[DATASET SECTION]:
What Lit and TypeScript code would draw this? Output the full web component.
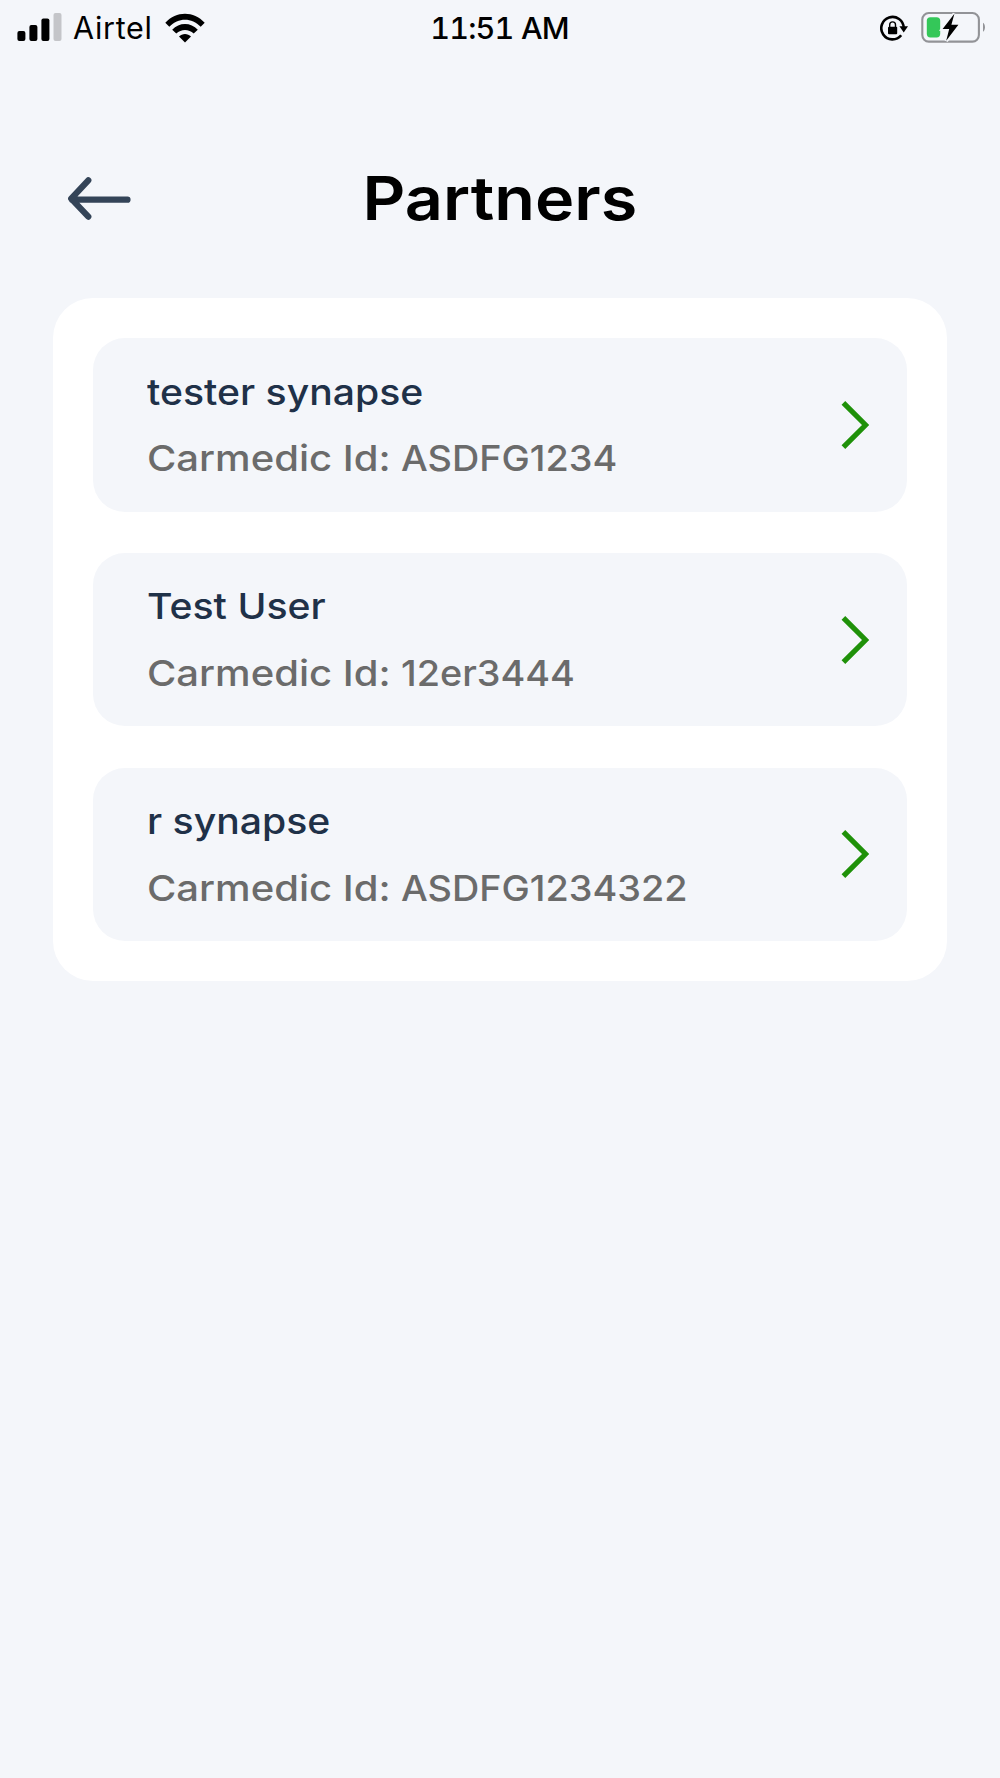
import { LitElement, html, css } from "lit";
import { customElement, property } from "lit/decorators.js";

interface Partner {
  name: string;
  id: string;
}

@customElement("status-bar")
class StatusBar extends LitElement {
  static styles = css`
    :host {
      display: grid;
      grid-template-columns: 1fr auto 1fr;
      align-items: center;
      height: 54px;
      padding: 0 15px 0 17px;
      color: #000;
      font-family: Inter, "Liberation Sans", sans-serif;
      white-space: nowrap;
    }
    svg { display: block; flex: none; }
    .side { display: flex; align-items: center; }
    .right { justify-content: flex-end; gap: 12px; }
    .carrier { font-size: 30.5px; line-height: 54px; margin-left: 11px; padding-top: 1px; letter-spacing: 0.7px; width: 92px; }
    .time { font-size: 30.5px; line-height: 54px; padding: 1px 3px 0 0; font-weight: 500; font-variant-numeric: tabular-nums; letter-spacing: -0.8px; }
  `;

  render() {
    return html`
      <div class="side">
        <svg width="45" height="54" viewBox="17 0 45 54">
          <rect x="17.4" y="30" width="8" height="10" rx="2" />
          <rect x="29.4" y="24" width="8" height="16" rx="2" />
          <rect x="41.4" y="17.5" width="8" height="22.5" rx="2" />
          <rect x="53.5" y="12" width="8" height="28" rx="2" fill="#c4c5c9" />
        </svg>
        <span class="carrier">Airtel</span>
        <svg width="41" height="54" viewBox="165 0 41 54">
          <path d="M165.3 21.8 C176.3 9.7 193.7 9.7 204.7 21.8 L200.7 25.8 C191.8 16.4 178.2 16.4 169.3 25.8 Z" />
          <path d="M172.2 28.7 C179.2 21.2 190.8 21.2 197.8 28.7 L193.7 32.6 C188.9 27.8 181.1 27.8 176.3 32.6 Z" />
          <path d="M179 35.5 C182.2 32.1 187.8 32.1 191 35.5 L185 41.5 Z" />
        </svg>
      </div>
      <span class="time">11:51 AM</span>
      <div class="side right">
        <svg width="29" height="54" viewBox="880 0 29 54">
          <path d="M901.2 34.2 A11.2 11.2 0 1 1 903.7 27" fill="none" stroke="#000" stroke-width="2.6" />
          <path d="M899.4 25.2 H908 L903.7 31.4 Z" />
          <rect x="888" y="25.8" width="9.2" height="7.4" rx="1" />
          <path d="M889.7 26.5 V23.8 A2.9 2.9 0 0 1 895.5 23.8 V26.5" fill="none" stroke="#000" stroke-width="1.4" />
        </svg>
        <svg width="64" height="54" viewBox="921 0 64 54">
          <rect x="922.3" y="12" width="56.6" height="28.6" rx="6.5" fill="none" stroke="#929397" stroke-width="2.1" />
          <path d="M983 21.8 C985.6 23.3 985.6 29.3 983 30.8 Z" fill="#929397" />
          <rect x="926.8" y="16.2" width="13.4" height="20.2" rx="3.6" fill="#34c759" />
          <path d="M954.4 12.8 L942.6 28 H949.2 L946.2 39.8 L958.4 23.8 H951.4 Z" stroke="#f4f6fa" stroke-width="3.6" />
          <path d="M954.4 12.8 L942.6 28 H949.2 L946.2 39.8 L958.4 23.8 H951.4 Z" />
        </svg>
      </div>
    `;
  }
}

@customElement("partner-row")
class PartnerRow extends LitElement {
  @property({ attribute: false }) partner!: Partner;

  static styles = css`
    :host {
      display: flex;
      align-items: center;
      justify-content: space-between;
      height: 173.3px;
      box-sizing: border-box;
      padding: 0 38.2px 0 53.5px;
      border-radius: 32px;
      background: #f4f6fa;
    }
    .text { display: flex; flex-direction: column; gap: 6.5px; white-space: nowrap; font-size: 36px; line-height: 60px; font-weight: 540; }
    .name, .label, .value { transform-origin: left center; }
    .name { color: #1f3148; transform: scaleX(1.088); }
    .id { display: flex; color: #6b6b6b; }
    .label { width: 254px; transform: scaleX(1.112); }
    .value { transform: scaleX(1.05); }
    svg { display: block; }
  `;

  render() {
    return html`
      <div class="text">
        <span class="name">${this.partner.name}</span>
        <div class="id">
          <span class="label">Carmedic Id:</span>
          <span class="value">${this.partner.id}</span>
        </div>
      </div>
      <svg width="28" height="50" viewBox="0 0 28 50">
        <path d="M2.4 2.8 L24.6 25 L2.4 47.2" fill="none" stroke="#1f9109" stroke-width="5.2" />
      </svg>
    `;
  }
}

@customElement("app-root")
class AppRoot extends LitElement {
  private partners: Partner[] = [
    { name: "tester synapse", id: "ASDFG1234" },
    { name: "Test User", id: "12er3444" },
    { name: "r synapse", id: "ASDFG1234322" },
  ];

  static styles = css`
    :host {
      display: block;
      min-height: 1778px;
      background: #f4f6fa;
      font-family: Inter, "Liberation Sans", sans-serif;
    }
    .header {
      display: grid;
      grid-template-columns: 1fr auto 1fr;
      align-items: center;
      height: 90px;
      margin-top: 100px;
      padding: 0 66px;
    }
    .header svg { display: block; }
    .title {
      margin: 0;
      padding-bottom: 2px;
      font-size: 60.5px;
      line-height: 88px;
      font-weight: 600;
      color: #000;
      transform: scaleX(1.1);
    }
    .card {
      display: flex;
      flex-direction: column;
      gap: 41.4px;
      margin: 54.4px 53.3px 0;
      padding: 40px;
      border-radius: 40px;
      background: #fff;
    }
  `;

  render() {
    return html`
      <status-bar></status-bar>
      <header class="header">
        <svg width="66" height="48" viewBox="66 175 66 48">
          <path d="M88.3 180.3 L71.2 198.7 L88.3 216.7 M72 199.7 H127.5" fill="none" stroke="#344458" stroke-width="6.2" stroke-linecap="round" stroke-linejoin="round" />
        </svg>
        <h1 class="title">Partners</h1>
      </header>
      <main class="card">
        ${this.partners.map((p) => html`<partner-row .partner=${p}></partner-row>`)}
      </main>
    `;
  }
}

[INSTRUCTION]: Using the material above, return every line exactly as it appears, minus the pictures.

[EXERCISE SOLUTION]:
What Lit and TypeScript code would draw this? Output the full web component.
import { LitElement, html, css } from "lit";
import { customElement, property } from "lit/decorators.js";

interface Partner {
  name: string;
  id: string;
}

@customElement("status-bar")
class StatusBar extends LitElement {
  static styles = css`
    :host {
      display: grid;
      grid-template-columns: 1fr auto 1fr;
      align-items: center;
      height: 54px;
      padding: 0 15px 0 17px;
      color: #000;
      font-family: Inter, "Liberation Sans", sans-serif;
      white-space: nowrap;
    }
    svg { display: block; flex: none; }
    .side { display: flex; align-items: center; }
    .right { justify-content: flex-end; gap: 12px; }
    .carrier { font-size: 30.5px; line-height: 54px; margin-left: 11px; padding-top: 1px; letter-spacing: 0.7px; width: 92px; }
    .time { font-size: 30.5px; line-height: 54px; padding: 1px 3px 0 0; font-weight: 500; font-variant-numeric: tabular-nums; letter-spacing: -0.8px; }
  `;

  render() {
    return html`
      <div class="side">
        <svg width="45" height="54" viewBox="17 0 45 54">
          <rect x="17.4" y="30" width="8" height="10" rx="2" />
          <rect x="29.4" y="24" width="8" height="16" rx="2" />
          <rect x="41.4" y="17.5" width="8" height="22.5" rx="2" />
          <rect x="53.5" y="12" width="8" height="28" rx="2" fill="#c4c5c9" />
        </svg>
        <span class="carrier">Airtel</span>
        <svg width="41" height="54" viewBox="165 0 41 54">
          <path d="M165.3 21.8 C176.3 9.7 193.7 9.7 204.7 21.8 L200.7 25.8 C191.8 16.4 178.2 16.4 169.3 25.8 Z" />
          <path d="M172.2 28.7 C179.2 21.2 190.8 21.2 197.8 28.7 L193.7 32.6 C188.9 27.8 181.1 27.8 176.3 32.6 Z" />
          <path d="M179 35.5 C182.2 32.1 187.8 32.1 191 35.5 L185 41.5 Z" />
        </svg>
      </div>
      <span class="time">11:51 AM</span>
      <div class="side right">
        <svg width="29" height="54" viewBox="880 0 29 54">
          <path d="M901.2 34.2 A11.2 11.2 0 1 1 903.7 27" fill="none" stroke="#000" stroke-width="2.6" />
          <path d="M899.4 25.2 H908 L903.7 31.4 Z" />
          <rect x="888" y="25.8" width="9.2" height="7.4" rx="1" />
          <path d="M889.7 26.5 V23.8 A2.9 2.9 0 0 1 895.5 23.8 V26.5" fill="none" stroke="#000" stroke-width="1.4" />
        </svg>
        <svg width="64" height="54" viewBox="921 0 64 54">
          <rect x="922.3" y="12" width="56.6" height="28.6" rx="6.5" fill="none" stroke="#929397" stroke-width="2.1" />
          <path d="M983 21.8 C985.6 23.3 985.6 29.3 983 30.8 Z" fill="#929397" />
          <rect x="926.8" y="16.2" width="13.4" height="20.2" rx="3.6" fill="#34c759" />
          <path d="M954.4 12.8 L942.6 28 H949.2 L946.2 39.8 L958.4 23.8 H951.4 Z" stroke="#f4f6fa" stroke-width="3.6" />
          <path d="M954.4 12.8 L942.6 28 H949.2 L946.2 39.8 L958.4 23.8 H951.4 Z" />
        </svg>
      </div>
    `;
  }
}

@customElement("partner-row")
class PartnerRow extends LitElement {
  @property({ attribute: false }) partner!: Partner;

  static styles = css`
    :host {
      display: flex;
      align-items: center;
      justify-content: space-between;
      height: 173.3px;
      box-sizing: border-box;
      padding: 0 38.2px 0 53.5px;
      border-radius: 32px;
      background: #f4f6fa;
    }
    .text { display: flex; flex-direction: column; gap: 6.5px; white-space: nowrap; font-size: 36px; line-height: 60px; font-weight: 540; }
    .name, .label, .value { transform-origin: left center; }
    .name { color: #1f3148; transform: scaleX(1.088); }
    .id { display: flex; color: #6b6b6b; }
    .label { width: 254px; transform: scaleX(1.112); }
    .value { transform: scaleX(1.05); }
    svg { display: block; }
  `;

  render() {
    return html`
      <div class="text">
        <span class="name">${this.partner.name}</span>
        <div class="id">
          <span class="label">Carmedic Id:</span>
          <span class="value">${this.partner.id}</span>
        </div>
      </div>
      <svg width="28" height="50" viewBox="0 0 28 50">
        <path d="M2.4 2.8 L24.6 25 L2.4 47.2" fill="none" stroke="#1f9109" stroke-width="5.2" />
      </svg>
    `;
  }
}

@customElement("app-root")
class AppRoot extends LitElement {
  private partners: Partner[] = [
    { name: "tester synapse", id: "ASDFG1234" },
    { name: "Test User", id: "12er3444" },
    { name: "r synapse", id: "ASDFG1234322" },
  ];

  static styles = css`
    :host {
      display: block;
      min-height: 1778px;
      background: #f4f6fa;
      font-family: Inter, "Liberation Sans", sans-serif;
    }
    .header {
      display: grid;
      grid-template-columns: 1fr auto 1fr;
      align-items: center;
      height: 90px;
      margin-top: 100px;
      padding: 0 66px;
    }
    .header svg { display: block; }
    .title {
      margin: 0;
      padding-bottom: 2px;
      font-size: 60.5px;
      line-height: 88px;
      font-weight: 600;
      color: #000;
      transform: scaleX(1.1);
    }
    .card {
      display: flex;
      flex-direction: column;
      gap: 41.4px;
      margin: 54.4px 53.3px 0;
      padding: 40px;
      border-radius: 40px;
      background: #fff;
    }
  `;

  render() {
    return html`
      <status-bar></status-bar>
      <header class="header">
        <svg width="66" height="48" viewBox="66 175 66 48">
          <path d="M88.3 180.3 L71.2 198.7 L88.3 216.7 M72 199.7 H127.5" fill="none" stroke="#344458" stroke-width="6.2" stroke-linecap="round" stroke-linejoin="round" />
        </svg>
        <h1 class="title">Partners</h1>
      </header>
      <main class="card">
        ${this.partners.map((p) => html`<partner-row .partner=${p}></partner-row>`)}
      </main>
    `;
  }
}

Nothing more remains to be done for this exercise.